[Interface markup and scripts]
********

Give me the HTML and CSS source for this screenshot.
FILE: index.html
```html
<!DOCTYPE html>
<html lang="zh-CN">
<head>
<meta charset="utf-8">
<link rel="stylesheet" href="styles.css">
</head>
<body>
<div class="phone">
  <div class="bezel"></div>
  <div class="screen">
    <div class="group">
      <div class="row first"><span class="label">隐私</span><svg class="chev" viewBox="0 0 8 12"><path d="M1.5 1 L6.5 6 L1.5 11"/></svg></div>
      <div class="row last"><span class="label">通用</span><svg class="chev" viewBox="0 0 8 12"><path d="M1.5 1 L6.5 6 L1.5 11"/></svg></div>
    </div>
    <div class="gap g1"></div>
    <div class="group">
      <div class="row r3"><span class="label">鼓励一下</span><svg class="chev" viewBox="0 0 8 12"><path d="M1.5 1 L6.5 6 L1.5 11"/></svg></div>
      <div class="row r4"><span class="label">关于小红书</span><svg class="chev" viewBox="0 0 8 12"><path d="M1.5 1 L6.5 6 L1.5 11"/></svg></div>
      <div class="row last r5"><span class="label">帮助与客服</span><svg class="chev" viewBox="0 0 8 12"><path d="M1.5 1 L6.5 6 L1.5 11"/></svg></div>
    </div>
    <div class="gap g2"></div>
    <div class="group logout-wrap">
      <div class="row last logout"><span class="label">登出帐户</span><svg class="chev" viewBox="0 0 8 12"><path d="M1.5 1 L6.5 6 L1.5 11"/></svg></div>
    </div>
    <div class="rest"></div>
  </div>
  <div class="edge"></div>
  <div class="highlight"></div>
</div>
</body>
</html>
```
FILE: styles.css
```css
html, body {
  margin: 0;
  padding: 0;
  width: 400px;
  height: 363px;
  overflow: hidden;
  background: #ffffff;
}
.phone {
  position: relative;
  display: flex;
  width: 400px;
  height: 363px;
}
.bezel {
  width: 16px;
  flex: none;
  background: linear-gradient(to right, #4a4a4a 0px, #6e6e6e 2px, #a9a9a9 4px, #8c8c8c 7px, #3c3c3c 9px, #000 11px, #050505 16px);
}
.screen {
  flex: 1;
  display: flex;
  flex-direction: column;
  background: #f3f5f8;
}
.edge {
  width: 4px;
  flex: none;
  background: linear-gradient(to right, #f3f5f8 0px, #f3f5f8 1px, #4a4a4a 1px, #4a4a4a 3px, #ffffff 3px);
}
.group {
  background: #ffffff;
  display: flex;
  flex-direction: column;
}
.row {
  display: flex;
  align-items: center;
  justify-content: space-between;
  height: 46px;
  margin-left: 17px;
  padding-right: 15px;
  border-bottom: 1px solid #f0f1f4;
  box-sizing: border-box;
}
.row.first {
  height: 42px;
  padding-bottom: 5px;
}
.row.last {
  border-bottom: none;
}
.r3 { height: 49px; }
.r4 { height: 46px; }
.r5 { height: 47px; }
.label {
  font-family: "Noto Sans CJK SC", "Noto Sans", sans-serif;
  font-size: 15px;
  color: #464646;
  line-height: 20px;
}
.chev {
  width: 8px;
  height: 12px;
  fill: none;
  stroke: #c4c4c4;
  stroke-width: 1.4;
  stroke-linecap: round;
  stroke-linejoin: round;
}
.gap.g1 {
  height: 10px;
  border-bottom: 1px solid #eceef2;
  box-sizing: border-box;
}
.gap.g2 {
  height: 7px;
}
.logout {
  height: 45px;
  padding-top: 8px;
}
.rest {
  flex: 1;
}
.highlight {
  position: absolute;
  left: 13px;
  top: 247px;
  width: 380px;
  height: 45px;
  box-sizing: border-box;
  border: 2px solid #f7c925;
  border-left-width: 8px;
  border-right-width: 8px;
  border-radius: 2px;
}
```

********

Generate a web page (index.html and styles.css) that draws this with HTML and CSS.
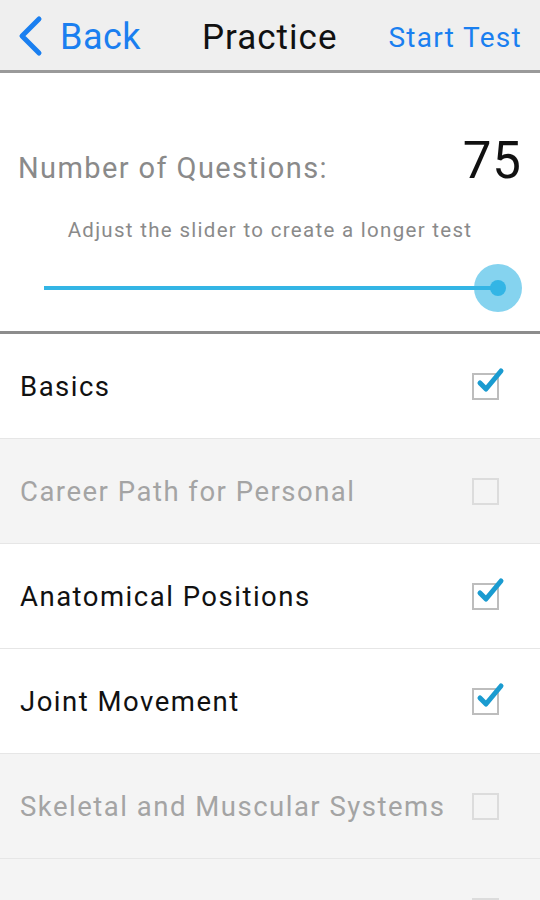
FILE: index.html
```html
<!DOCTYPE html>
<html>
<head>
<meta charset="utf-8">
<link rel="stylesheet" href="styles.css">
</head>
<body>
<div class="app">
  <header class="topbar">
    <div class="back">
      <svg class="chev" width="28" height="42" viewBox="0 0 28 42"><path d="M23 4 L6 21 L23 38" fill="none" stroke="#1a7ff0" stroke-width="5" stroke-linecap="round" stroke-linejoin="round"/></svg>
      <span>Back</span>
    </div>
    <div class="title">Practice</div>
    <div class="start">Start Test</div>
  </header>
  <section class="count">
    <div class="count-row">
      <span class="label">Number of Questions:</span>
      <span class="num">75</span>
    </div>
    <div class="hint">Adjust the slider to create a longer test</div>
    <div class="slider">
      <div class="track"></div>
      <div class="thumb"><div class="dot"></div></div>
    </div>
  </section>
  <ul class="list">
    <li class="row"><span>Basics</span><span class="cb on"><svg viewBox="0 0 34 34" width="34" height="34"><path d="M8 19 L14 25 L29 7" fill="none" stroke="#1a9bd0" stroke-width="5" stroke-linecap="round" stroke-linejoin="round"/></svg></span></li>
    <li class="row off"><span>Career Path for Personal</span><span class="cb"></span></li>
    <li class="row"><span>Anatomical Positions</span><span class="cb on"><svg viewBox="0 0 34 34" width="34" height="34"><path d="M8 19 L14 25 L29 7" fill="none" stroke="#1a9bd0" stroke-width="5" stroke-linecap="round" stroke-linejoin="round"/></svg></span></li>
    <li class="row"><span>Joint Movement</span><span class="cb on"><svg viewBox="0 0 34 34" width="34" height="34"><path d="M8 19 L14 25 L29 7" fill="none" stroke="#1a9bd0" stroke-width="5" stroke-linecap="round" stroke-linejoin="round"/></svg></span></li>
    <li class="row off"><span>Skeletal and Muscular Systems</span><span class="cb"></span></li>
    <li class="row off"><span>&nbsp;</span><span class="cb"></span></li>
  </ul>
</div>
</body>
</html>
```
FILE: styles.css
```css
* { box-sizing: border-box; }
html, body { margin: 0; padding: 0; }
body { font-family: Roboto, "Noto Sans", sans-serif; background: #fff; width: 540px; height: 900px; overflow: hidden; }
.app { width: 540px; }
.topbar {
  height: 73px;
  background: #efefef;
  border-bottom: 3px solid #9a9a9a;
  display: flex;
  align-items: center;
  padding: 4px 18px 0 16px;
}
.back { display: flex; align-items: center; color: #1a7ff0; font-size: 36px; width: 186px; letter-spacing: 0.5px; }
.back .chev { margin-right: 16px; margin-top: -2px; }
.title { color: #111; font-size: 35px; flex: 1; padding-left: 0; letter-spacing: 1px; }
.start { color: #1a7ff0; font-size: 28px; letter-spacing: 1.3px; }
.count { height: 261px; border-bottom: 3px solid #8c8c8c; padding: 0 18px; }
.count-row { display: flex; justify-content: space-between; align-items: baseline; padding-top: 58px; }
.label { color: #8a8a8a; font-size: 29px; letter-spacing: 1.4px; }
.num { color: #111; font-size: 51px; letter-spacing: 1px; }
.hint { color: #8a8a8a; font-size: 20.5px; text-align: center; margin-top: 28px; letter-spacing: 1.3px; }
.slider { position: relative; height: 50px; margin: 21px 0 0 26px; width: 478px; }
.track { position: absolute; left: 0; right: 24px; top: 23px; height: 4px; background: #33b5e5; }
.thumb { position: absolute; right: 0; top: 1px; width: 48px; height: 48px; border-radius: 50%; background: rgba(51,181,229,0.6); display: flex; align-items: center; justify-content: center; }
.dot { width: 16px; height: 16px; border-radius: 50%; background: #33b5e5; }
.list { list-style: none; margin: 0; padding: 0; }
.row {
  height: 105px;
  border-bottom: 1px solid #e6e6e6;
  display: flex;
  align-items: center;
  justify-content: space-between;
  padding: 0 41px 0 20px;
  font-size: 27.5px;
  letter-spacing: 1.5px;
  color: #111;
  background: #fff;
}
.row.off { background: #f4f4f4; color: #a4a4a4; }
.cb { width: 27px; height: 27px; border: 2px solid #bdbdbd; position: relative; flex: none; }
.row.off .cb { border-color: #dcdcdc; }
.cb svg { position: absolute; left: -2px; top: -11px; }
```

********

#### GIVEN REQUEST
Whichever lines contain the string "this", select and copy them.

#### RESPONSE
Give me the HTML and CSS source for this screenshot.
Generate a web page (index.html and styles.css) that draws this with HTML and CSS.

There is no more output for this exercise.